18. 133A Providing check on survey operations u/s 133A
Under the existing provisions of section 133A of the Act, an income-tax authority (not below the rank of Joint Director or Joint Commissioner) is empowered to conduct survey at the business premises of the assessee under his jurisdiction.
It is proposed to amend Sec 133A(6) to provide that: –
– in a case where the information has been received from the prescribed authority, no income-tax authority below the rank of Joint Director or Joint Commissioner, shall conduct any survey under the said section without prior approval of the Joint Director or the Joint Commissioner, as the case may be;
– in any other case, no income-tax authority below the rank of Commissioner or Director, shall conduct any survey under the said section without prior approval of the Commissioner or the Director, as the case may be.
This amendment will take effect from 1st April, 2020
19. Insertion of Taxpayer’s Charter in the Act
It is proposed to insert a new Section 119A in the Act to empower CBDT to adopt and declare a Taxpayer’s Charter and issue such orders, instructions, directions or guidelines to other income-tax authorities as it may deem fit for the administration of Charter.

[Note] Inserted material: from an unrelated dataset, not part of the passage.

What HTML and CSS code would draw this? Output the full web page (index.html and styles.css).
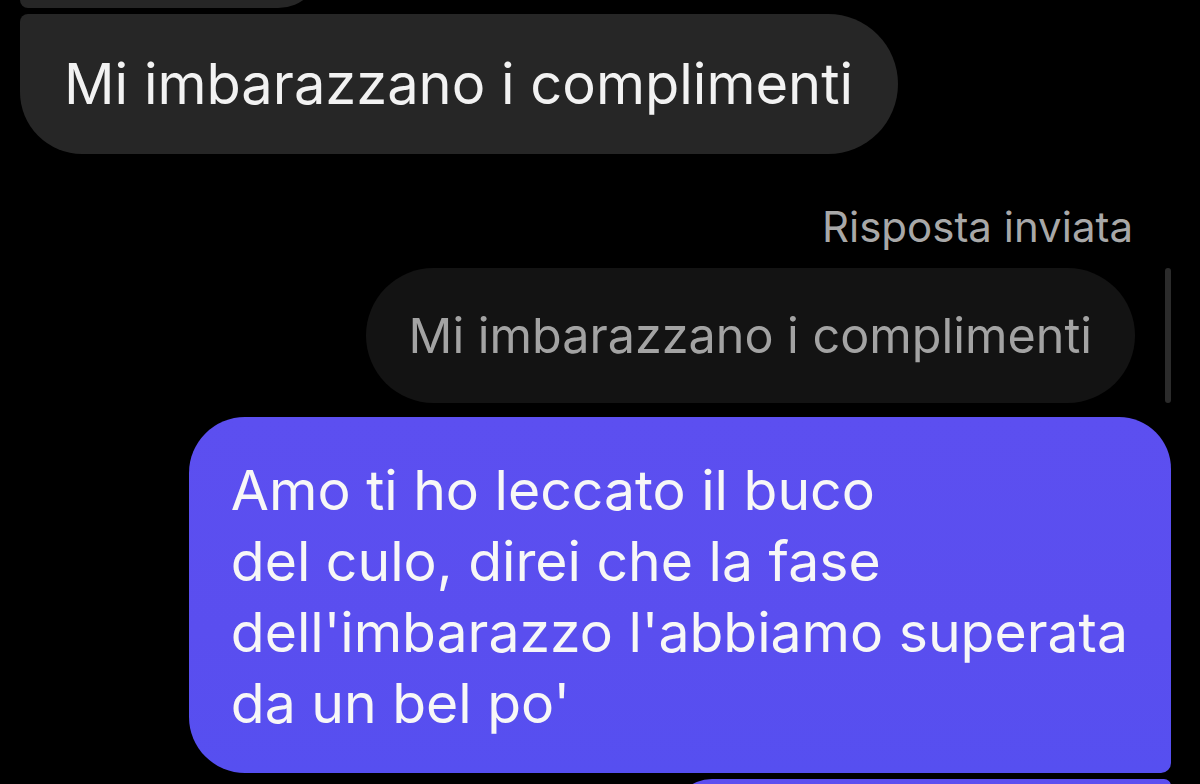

20. FMV of property purchased before 01-4-2001 shall not exceed stamp duty value (Sec 55)
If the land or building is purchased before 01-4-2001, the fair market value as on that date can be taken as cost of acquisition of such property as per existing provisions of the Act. It has been proposed that such fair market value can’t exceed the stamp duty value of the property as on 01-04-2001.